## Problem details:
Would you retype, exactly and without the pictures, the lines between the line holding "Write a component" and the line holding "FaBriefcase, FaRegHandshake, FaMedkit", inclusive, and nothing else?

## Records supplied:
## Begin
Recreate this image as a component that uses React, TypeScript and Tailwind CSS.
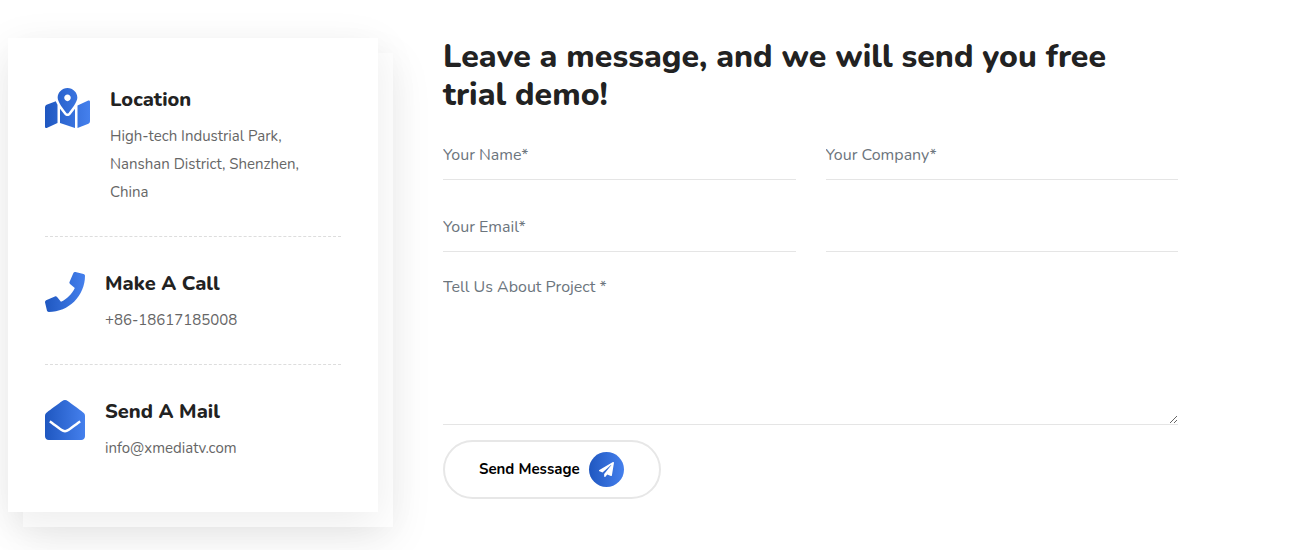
## End
## Begin
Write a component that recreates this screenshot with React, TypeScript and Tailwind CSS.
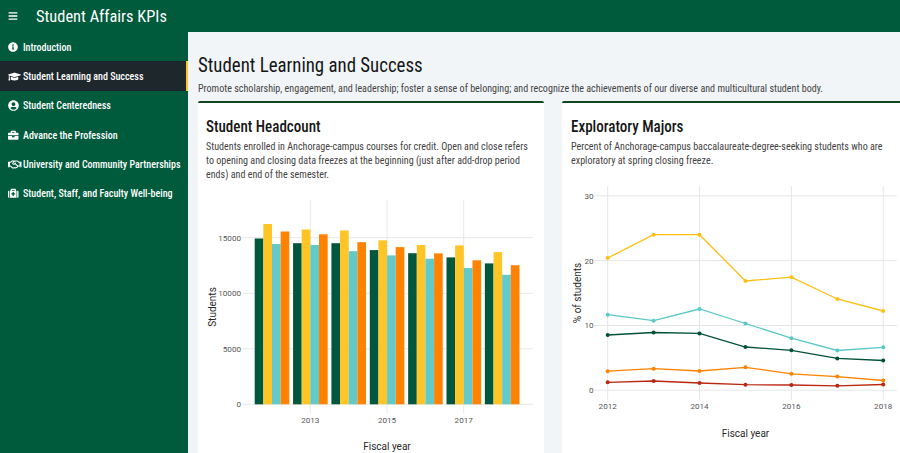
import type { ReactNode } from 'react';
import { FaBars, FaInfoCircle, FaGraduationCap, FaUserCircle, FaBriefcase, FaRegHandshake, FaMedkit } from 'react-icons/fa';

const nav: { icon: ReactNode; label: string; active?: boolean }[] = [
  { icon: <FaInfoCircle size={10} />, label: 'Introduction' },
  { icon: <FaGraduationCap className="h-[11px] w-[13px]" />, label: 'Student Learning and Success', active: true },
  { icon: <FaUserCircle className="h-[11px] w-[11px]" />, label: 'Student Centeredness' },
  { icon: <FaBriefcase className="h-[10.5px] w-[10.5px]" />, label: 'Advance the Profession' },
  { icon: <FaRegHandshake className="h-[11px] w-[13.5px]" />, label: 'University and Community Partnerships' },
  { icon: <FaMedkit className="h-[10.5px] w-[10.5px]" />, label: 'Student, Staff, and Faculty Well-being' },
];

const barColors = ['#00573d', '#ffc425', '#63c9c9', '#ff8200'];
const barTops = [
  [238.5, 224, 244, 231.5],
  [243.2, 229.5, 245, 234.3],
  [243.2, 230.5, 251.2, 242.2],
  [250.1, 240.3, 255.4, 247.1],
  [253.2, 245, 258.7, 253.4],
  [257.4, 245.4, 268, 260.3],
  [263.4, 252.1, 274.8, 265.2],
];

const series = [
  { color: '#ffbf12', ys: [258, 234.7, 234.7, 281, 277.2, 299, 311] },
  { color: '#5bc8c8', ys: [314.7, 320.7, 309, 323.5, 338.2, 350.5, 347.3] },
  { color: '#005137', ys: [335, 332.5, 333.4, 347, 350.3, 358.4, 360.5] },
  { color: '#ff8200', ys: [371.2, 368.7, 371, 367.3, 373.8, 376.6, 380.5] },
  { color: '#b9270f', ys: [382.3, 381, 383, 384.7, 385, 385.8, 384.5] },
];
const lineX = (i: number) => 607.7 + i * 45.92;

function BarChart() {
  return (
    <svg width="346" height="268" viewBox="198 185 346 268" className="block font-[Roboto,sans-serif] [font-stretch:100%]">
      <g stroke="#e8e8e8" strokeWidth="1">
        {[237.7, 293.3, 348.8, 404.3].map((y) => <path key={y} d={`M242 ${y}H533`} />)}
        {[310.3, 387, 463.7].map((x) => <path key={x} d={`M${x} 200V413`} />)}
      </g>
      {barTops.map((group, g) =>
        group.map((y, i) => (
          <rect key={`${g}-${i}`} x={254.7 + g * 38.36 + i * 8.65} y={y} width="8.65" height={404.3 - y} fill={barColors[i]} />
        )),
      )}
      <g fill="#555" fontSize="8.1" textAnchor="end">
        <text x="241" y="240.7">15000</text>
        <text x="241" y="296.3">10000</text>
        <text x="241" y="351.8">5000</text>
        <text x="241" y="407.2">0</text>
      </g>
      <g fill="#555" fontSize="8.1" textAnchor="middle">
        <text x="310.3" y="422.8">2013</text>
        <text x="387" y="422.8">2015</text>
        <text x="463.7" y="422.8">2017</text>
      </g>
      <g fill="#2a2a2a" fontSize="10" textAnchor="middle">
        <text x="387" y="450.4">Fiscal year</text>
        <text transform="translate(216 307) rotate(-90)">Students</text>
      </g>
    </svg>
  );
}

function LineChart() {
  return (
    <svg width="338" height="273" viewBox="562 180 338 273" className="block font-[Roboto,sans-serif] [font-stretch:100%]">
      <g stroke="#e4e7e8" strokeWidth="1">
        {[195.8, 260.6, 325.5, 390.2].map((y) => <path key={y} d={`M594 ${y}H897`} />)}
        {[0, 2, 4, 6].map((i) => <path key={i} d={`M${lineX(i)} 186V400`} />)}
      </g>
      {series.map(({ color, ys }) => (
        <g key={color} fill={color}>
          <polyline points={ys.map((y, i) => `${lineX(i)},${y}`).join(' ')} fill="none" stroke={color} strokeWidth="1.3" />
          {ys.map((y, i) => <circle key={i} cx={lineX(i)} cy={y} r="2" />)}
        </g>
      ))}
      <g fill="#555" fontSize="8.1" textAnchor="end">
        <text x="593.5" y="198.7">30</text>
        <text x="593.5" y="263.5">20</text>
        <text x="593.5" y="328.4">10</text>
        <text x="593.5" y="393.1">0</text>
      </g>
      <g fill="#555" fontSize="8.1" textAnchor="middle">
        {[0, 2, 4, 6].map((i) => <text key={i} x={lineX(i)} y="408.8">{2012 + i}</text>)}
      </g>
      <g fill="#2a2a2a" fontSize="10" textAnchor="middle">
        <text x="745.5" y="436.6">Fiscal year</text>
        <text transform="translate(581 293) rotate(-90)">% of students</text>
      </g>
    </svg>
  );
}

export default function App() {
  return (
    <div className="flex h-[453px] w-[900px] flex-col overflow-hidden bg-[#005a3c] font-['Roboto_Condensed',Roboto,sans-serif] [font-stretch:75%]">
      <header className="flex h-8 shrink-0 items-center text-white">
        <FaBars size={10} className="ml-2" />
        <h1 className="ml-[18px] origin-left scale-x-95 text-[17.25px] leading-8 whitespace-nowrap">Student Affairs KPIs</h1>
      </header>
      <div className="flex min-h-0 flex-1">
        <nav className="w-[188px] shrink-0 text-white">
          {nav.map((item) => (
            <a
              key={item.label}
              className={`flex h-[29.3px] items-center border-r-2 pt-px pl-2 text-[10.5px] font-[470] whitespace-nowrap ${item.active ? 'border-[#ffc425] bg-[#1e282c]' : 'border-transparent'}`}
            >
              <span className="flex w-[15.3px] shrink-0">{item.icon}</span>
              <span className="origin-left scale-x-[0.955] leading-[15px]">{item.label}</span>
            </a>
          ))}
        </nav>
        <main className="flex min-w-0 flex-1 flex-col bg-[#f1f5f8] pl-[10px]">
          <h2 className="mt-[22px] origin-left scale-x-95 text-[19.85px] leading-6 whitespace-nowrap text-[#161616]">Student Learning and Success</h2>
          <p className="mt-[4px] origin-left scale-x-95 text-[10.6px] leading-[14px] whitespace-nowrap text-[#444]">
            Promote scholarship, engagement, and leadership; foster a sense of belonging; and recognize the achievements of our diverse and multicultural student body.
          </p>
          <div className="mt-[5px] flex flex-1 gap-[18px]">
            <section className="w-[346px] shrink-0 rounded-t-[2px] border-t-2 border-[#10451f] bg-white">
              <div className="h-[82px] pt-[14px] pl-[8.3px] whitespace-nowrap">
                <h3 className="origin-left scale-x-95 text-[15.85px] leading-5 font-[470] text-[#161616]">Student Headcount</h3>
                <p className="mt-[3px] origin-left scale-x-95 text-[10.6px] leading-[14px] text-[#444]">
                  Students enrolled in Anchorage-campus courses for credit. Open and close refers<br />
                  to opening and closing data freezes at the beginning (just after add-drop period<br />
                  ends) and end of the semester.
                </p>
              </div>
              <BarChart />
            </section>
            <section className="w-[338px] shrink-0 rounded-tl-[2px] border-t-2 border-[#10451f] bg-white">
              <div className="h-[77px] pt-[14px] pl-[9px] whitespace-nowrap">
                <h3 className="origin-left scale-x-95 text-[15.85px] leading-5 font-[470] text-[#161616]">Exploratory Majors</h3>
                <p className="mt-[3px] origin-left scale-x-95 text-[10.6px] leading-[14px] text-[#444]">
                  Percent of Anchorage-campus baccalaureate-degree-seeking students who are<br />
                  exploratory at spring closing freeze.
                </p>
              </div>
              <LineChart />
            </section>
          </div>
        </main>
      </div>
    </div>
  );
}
## End
## Begin
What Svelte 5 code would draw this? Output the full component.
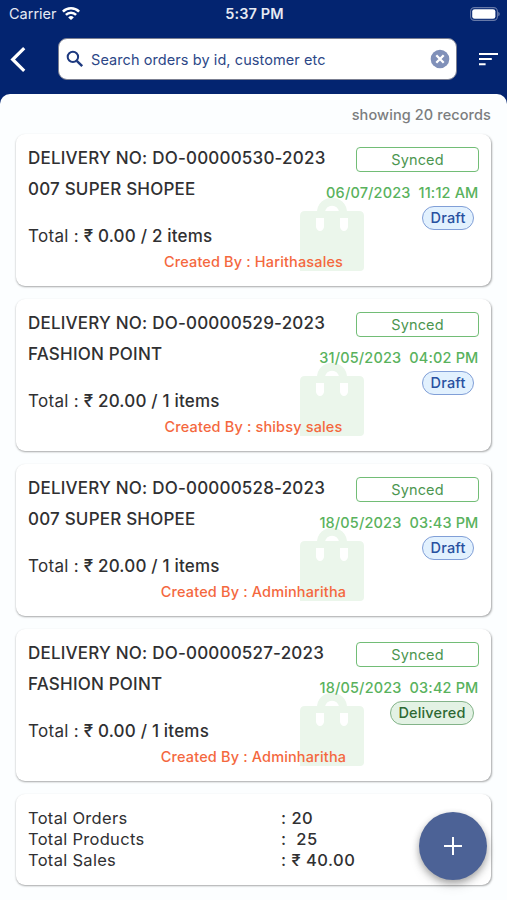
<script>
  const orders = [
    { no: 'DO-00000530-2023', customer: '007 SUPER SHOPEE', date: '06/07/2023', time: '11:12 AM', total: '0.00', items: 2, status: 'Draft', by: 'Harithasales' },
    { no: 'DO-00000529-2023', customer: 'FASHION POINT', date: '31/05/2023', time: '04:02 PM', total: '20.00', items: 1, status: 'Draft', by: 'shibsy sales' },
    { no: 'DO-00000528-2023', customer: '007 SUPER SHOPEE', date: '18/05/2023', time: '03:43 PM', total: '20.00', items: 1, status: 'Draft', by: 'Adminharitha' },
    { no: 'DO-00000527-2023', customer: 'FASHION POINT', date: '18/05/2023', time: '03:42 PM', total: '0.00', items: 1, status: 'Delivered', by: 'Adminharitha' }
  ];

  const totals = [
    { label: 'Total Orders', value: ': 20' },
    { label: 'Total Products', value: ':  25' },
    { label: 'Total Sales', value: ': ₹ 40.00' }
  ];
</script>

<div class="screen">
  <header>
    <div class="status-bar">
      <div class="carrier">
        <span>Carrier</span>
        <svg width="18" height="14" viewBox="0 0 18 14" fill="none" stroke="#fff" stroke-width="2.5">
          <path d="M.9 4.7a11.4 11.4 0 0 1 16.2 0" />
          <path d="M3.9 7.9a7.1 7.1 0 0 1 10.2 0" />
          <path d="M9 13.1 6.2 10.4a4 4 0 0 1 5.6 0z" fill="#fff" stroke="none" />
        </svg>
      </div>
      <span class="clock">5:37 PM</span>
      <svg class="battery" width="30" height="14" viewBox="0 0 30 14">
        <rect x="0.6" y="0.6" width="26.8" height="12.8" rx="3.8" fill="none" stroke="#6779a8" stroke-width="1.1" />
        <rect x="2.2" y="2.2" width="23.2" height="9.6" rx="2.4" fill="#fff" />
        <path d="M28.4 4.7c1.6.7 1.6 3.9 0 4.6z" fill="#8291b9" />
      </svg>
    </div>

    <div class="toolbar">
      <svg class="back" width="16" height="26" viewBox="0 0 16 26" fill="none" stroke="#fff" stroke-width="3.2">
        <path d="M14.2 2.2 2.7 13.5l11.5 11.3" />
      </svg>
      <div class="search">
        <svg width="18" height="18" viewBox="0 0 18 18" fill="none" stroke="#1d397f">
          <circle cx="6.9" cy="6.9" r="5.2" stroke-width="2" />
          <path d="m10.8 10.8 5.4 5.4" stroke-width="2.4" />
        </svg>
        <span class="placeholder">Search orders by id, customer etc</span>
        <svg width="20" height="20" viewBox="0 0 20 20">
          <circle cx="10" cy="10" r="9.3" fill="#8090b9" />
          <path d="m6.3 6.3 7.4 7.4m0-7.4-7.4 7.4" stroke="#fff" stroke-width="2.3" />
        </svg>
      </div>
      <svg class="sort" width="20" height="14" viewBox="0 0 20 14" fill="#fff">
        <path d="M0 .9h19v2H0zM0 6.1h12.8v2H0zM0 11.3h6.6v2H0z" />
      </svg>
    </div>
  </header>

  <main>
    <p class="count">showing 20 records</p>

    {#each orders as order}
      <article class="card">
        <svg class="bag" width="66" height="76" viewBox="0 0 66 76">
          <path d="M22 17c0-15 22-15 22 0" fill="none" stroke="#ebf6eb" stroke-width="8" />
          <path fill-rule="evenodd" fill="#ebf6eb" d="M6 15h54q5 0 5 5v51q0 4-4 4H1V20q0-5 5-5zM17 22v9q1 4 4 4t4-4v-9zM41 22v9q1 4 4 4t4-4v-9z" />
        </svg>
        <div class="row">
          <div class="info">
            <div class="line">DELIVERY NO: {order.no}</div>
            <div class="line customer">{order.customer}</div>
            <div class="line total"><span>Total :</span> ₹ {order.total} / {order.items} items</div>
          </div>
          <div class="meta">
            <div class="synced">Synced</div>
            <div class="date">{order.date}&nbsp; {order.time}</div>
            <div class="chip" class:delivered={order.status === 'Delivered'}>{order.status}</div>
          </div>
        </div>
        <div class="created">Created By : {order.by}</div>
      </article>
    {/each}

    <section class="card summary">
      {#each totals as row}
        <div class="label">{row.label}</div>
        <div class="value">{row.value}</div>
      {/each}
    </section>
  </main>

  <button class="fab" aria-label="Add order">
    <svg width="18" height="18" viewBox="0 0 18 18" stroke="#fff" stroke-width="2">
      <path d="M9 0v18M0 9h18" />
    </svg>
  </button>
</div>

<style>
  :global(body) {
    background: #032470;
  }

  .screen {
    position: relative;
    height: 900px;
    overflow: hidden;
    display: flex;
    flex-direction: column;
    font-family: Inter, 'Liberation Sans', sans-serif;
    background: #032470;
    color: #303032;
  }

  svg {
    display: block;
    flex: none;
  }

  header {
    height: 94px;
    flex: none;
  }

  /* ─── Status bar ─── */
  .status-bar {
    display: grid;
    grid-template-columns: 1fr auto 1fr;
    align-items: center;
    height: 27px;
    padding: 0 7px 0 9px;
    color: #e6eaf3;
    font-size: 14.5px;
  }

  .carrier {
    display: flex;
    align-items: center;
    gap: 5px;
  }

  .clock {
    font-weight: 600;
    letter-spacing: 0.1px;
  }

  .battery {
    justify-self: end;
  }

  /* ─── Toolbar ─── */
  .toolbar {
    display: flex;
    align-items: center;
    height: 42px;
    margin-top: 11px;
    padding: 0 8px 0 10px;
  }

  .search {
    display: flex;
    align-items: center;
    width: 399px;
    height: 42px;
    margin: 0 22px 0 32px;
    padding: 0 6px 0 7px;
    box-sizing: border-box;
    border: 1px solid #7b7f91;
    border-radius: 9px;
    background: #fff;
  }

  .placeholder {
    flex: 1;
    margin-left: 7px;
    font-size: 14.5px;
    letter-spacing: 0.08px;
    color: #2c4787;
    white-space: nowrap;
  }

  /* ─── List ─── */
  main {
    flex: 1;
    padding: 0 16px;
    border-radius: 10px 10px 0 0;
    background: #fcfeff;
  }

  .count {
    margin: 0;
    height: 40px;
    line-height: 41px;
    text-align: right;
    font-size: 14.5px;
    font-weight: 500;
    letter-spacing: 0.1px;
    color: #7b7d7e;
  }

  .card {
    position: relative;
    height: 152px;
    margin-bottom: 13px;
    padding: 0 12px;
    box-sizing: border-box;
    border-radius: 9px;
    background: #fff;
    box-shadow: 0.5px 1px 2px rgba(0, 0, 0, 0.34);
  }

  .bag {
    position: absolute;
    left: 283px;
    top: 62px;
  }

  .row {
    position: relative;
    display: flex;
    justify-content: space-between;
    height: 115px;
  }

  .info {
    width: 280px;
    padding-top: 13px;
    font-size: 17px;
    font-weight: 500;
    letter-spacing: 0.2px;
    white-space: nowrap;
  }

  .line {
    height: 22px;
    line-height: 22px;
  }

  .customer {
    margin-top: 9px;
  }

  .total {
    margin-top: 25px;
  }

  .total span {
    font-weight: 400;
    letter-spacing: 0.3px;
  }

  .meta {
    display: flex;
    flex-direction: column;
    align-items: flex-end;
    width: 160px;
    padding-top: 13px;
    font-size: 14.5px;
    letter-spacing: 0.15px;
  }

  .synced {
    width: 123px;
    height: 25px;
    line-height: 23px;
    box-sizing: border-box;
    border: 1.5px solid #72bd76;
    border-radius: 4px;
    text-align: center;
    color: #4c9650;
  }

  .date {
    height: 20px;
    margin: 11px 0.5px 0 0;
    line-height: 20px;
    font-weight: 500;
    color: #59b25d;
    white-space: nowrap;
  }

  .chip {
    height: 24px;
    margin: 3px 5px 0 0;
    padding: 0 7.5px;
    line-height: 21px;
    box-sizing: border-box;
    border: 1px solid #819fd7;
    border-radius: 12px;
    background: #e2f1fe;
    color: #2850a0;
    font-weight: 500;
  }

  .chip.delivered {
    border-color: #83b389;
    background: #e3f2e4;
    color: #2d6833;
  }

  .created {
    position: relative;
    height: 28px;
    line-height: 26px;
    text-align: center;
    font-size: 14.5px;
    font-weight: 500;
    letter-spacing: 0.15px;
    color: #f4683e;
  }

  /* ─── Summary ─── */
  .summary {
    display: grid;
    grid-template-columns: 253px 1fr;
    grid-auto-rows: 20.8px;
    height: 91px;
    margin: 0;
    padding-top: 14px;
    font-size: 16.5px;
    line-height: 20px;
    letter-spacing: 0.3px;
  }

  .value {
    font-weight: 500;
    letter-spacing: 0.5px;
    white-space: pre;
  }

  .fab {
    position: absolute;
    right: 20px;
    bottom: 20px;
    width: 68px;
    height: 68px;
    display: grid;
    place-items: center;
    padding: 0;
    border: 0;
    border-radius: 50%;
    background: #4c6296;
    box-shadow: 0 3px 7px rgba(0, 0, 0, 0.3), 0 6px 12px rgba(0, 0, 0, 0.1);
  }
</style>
## End
## The result:
Write a component that recreates this screenshot with React, TypeScript and Tailwind CSS.
import type { ReactNode } from 'react';
import { FaBars, FaInfoCircle, FaGraduationCap, FaUserCircle, FaBriefcase, FaRegHandshake, FaMedkit } from 'react-icons/fa';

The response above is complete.